▸ EXERCISE GOAL:
Extract all lines from the data beneath that include the word "styles".

- - -

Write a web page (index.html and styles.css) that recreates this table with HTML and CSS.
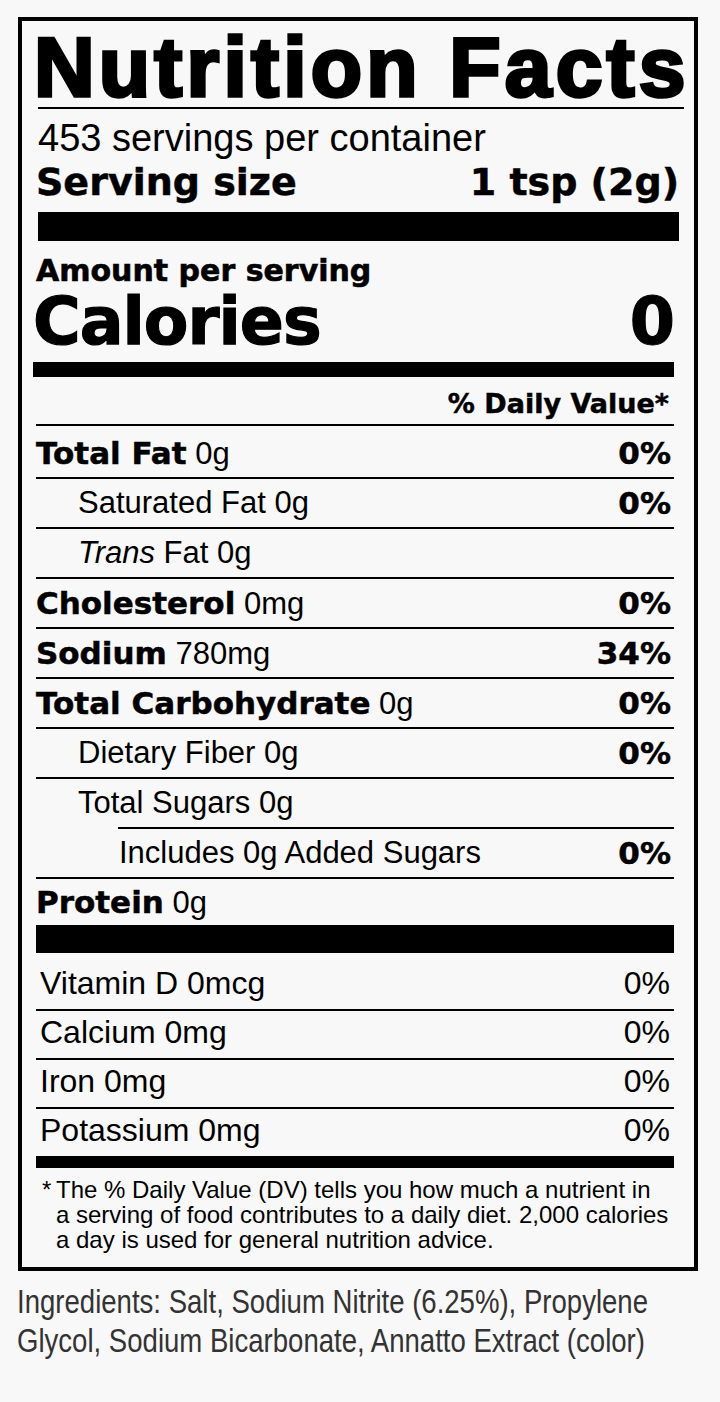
FILE: index.html
```html
<!DOCTYPE html>
<html lang="en">
<head>
<meta charset="utf-8">
<title>Nutrition Facts</title>
<link rel="stylesheet" href="styles.css">
</head>
<body>
<div class="label">
  <div class="head">
    <h1 class="title">Nutrition Facts</h1>
    <p class="servings">453 servings per container</p>
    <div class="serving-size"><span>Serving size</span><span>1 tsp (2g)</span></div>
  </div>
  <div class="bar bar-top"></div>
  <div class="cal-block">
    <p class="amount">Amount per serving</p>
    <div class="calories"><span>Calories</span><span>0</span></div>
  </div>
  <div class="bar bar-cal"></div>
  <div class="dv-head">% Daily Value*</div>
  <div class="row row-first"><span><b>Total Fat</b> 0g</span><b>0%</b></div>
  <div class="row sub"><span>Saturated Fat 0g</span><b>0%</b></div>
  <div class="row sub"><span><i>Trans</i> Fat 0g</span></div>
  <div class="row"><span><b>Cholesterol</b> 0mg</span><b>0%</b></div>
  <div class="row"><span><b>Sodium</b> 780mg</span><b>34%</b></div>
  <div class="row"><span><b>Total Carbohydrate</b> 0g</span><b>0%</b></div>
  <div class="row sub"><span>Dietary Fiber 0g</span><b>0%</b></div>
  <div class="row sub no-line"><span>Total Sugars 0g</span></div>
  <div class="subline"></div>
  <div class="row subsub"><span>Includes 0g Added Sugars</span><b>0%</b></div>
  <div class="row no-line protein"><span><b>Protein</b> 0g</span></div>
  <div class="bar bar-mid"></div>
  <div class="vit vit-first"><span>Vitamin D 0mcg</span><span>0%</span></div>
  <div class="vit"><span>Calcium 0mg</span><span>0%</span></div>
  <div class="vit"><span>Iron 0mg</span><span>0%</span></div>
  <div class="vit no-line"><span>Potassium 0mg</span><span>0%</span></div>
  <div class="bar bar-bottom"></div>
  <div class="foot"><span class="star">*</span><p>The % Daily Value (DV) tells you how much a nutrient in<br>a serving of food contributes to a daily diet. 2,000 calories<br>a day is used for general nutrition advice.</p></div>
</div>
<div class="ingredients-wrap">
  <p class="ingredients">Ingredients: Salt, Sodium Nitrite (6.25%), Propylene Glycol, Sodium Bicarbonate, Annatto Extract (color)</p>
</div>
</body>
</html>
```
FILE: styles.css
```css
* { box-sizing: border-box; }
html, body { margin: 0; padding: 0; }
body {
  background: #f8f8f8;
  color: #000;
  font-family: "Liberation Sans", Arial, sans-serif;
  width: 720px;
  height: 1402px;
  overflow: hidden;
}
p, h1 { margin: 0; }
b {
  font-family: "DejaVu Sans", sans-serif;
  font-weight: 700;
  -webkit-text-stroke: 0.5px #000;
}

.label {
  margin: 17px 0 0 18px;
  width: 680px;
  border: 4px solid #000;
  padding: 0 20px 0 14px;
}

.head { margin: 0 -10px 0 2px; }
.title {
  font-family: "Liberation Sans", Arial, sans-serif;
  font-weight: 700;
  font-size: 84px;
  line-height: 79px;
  padding-top: 7px;
  letter-spacing: 4.2px;
  -webkit-text-stroke: 3.5px #000;
  border-bottom: 2px solid #000;
  white-space: nowrap;
  text-indent: -4px;
}
.servings {
  font-size: 38px;
  line-height: 38px;
  padding-top: 10px;
}
.serving-size {
  display: flex;
  justify-content: space-between;
  font-family: "DejaVu Sans", sans-serif;
  font-weight: 700;
  font-size: 38px;
  line-height: 40px;
  padding: 5px 5px 0 0;
  margin-left: -2px;
  -webkit-text-stroke: 0.5px #000;
}

.bar { background: #000; }
.bar-top { height: 29px; margin: 10px -5px 0 2px; }
.cal-block {
  margin-left: -3px;
  font-family: "DejaVu Sans", sans-serif;
  font-weight: 700;
  -webkit-text-stroke: 0.6px #000;
}
.amount {
  font-size: 30px;
  line-height: 30px;
  margin-top: 15px;
  padding-left: 3px;
}
.calories {
  display: flex;
  justify-content: space-between;
  font-size: 65px;
  line-height: 60px;
  letter-spacing: -1px;
  margin-top: 6px;
  -webkit-text-stroke: 1.2px #000;
}
.bar-cal { height: 15px; margin: 10px 0 0 -3px; }

.dv-head {
  font-family: "DejaVu Sans", sans-serif;
  font-weight: 700;
  font-size: 27px;
  line-height: 27px;
  text-align: right;
  padding: 13px 5px 7px 0;
  border-bottom: 2px solid #000;
  -webkit-text-stroke: 0.5px #000;
}

.row {
  display: flex;
  justify-content: space-between;
  font-size: 31px;
  line-height: 48px;
  height: 50px;
  padding-right: 3px;
  border-bottom: 2px solid #000;
  white-space: nowrap;
}
.row-first { height: 53px; padding-top: 3px; }
.row.sub { padding-left: 42px; }
.row.no-line { border-bottom: 0; height: 48px; }
.subline { height: 2px; background: #000; margin-left: 82px; }
.row.subsub { padding-left: 83px; }
.row.protein { line-height: 46px; height: 46px; }
.row b { font-size: 31px; }

.bar-mid { height: 28px; }

.vit {
  display: flex;
  justify-content: space-between;
  font-size: 32px;
  line-height: 42px;
  height: 49px;
  padding: 0 4px 5px 4px;
  border-bottom: 2px solid #000;
}
.vit-first { height: 58px; padding-top: 9px; }
.vit.no-line { border-bottom: 0; height: 47px; }

.bar-bottom { height: 12px; }

.foot {
  display: flex;
  font-size: 24px;
  line-height: 25px;
  padding: 9px 0 15px 6px;
}
.star { width: 14px; flex: none; }
.foot p { white-space: nowrap; }

.ingredients-wrap {
  margin: 11px 0 0 17px;
  height: 80px;
}
.ingredients {
  font-size: 33px;
  line-height: 39px;
  color: #333;
  width: 770px;
  transform: scaleX(0.835);
  transform-origin: 0 0;
}
```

- - -

▸ EXPECTED OUTPUT:
Write a web page (index.html and styles.css) that recreates this table with HTML and CSS.
<link rel="stylesheet" href="styles.css">
FILE: styles.css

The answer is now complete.